**Task details**: Can you copy out the data exactly? Leave the images out.

-- BEGIN --

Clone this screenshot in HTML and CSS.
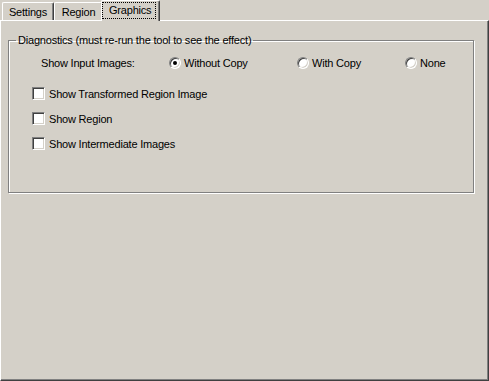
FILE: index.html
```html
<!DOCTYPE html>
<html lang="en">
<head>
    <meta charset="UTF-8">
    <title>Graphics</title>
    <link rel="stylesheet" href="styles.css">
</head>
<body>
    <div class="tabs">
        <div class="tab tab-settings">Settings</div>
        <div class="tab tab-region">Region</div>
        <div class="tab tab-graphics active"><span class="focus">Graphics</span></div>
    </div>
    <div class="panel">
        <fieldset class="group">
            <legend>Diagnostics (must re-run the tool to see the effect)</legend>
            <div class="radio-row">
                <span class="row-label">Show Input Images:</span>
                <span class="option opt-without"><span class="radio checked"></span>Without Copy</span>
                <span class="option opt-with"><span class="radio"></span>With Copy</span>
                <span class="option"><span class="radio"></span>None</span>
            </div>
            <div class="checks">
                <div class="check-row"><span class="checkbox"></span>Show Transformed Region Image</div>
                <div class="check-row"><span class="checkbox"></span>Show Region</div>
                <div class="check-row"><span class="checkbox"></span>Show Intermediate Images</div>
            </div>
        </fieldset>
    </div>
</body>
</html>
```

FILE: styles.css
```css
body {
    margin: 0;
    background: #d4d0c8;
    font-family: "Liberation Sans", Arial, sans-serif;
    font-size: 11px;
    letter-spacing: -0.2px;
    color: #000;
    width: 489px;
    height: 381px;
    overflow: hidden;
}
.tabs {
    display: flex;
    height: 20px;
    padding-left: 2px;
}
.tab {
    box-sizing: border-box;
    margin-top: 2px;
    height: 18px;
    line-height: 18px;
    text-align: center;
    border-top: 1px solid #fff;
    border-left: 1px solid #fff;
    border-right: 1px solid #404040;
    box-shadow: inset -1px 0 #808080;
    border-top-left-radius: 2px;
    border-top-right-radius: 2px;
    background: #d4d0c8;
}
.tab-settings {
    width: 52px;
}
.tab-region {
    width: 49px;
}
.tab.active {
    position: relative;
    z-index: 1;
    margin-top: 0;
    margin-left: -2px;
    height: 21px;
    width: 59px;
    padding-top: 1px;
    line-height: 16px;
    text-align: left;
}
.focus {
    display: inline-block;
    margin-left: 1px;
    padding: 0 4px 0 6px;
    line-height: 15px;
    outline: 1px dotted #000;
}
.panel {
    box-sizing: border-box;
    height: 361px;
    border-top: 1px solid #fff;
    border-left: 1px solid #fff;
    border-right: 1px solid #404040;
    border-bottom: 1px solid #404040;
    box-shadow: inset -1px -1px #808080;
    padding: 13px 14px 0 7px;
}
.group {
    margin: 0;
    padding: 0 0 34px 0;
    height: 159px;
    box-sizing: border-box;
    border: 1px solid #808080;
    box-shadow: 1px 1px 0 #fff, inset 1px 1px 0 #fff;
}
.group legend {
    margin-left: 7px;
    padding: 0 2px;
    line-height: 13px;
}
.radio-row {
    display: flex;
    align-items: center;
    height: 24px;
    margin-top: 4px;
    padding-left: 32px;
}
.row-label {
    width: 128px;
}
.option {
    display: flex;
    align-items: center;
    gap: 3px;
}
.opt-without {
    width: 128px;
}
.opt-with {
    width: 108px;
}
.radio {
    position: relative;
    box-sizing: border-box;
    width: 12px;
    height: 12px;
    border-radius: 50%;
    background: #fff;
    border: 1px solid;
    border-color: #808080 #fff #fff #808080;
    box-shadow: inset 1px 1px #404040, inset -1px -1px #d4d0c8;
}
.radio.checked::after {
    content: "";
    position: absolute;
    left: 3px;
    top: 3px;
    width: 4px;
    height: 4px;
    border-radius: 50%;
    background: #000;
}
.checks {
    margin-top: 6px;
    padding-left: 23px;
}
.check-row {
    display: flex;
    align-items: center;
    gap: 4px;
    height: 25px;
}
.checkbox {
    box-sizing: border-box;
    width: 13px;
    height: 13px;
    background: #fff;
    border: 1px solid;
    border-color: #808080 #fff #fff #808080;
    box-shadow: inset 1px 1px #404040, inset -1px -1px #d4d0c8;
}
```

-- END --

**Reply to the exercise**:
Clone this screenshot in HTML and CSS.
FILE: index.html
```html
<!DOCTYPE html>
<html lang="en">
<head>
    <meta charset="UTF-8">
    <title>Graphics</title>
    <link rel="stylesheet" href="styles.css">
</head>
<body>
    <div class="tabs">
        <div class="tab tab-settings">Settings</div>
        <div class="tab tab-region">Region</div>
        <div class="tab tab-graphics active"><span class="focus">Graphics</span></div>
    </div>
    <div class="panel">
        <fieldset class="group">
            <legend>Diagnostics (must re-run the tool to see the effect)</legend>
            <div class="radio-row">
                <span class="row-label">Show Input Images:</span>
                <span class="option opt-without"><span class="radio checked"></span>Without Copy</span>
                <span class="option opt-with"><span class="radio"></span>With Copy</span>
                <span class="option"><span class="radio"></span>None</span>
            </div>
            <div class="checks">
                <div class="check-row"><span class="checkbox"></span>Show Transformed Region Image</div>
                <div class="check-row"><span class="checkbox"></span>Show Region</div>
                <div class="check-row"><span class="checkbox"></span>Show Intermediate Images</div>
            </div>
        </fieldset>
    </div>
</body>
</html>
```

FILE: styles.css
```css
body {
    margin: 0;
    background: #d4d0c8;
    font-family: "Liberation Sans", Arial, sans-serif;
    font-size: 11px;
    letter-spacing: -0.2px;
    color: #000;
    width: 489px;
    height: 381px;
    overflow: hidden;
}
.tabs {
    display: flex;
    height: 20px;
    padding-left: 2px;
}
.tab {
    box-sizing: border-box;
    margin-top: 2px;
    height: 18px;
    line-height: 18px;
    text-align: center;
    border-top: 1px solid #fff;
    border-left: 1px solid #fff;
    border-right: 1px solid #404040;
    box-shadow: inset -1px 0 #808080;
    border-top-left-radius: 2px;
    border-top-right-radius: 2px;
    background: #d4d0c8;
}
.tab-settings {
    width: 52px;
}
.tab-region {
    width: 49px;
}
.tab.active {
    position: relative;
    z-index: 1;
    margin-top: 0;
    margin-left: -2px;
    height: 21px;
    width: 59px;
    padding-top: 1px;
    line-height: 16px;
    text-align: left;
}
.focus {
    display: inline-block;
    margin-left: 1px;
    padding: 0 4px 0 6px;
    line-height: 15px;
    outline: 1px dotted #000;
}
.panel {
    box-sizing: border-box;
    height: 361px;
    border-top: 1px solid #fff;
    border-left: 1px solid #fff;
    border-right: 1px solid #404040;
    border-bottom: 1px solid #404040;
    box-shadow: inset -1px -1px #808080;
    padding: 13px 14px 0 7px;
}
.group {
    margin: 0;
    padding: 0 0 34px 0;
    height: 159px;
    box-sizing: border-box;
    border: 1px solid #808080;
    box-shadow: 1px 1px 0 #fff, inset 1px 1px 0 #fff;
}
.group legend {
    margin-left: 7px;
    padding: 0 2px;
    line-height: 13px;
}
.radio-row {
    display: flex;
    align-items: center;
    height: 24px;
    margin-top: 4px;
    padding-left: 32px;
}
.row-label {
    width: 128px;
}
.option {
    display: flex;
    align-items: center;
    gap: 3px;
}
.opt-without {
    width: 128px;
}
.opt-with {
    width: 108px;
}
.radio {
    position: relative;
    box-sizing: border-box;
    width: 12px;
    height: 12px;
    border-radius: 50%;
    background: #fff;
    border: 1px solid;
    border-color: #808080 #fff #fff #808080;
    box-shadow: inset 1px 1px #404040, inset -1px -1px #d4d0c8;
}
.radio.checked::after {
    content: "";
    position: absolute;
    left: 3px;
    top: 3px;
    width: 4px;
    height: 4px;
    border-radius: 50%;
    background: #000;
}
.checks {
    margin-top: 6px;
    padding-left: 23px;
}
.check-row {
    display: flex;
    align-items: center;
    gap: 4px;
    height: 25px;
}
.checkbox {
    box-sizing: border-box;
    width: 13px;
    height: 13px;
    background: #fff;
    border: 1px solid;
    border-color: #808080 #fff #fff #808080;
    box-shadow: inset 1px 1px #404040, inset -1px -1px #d4d0c8;
}
```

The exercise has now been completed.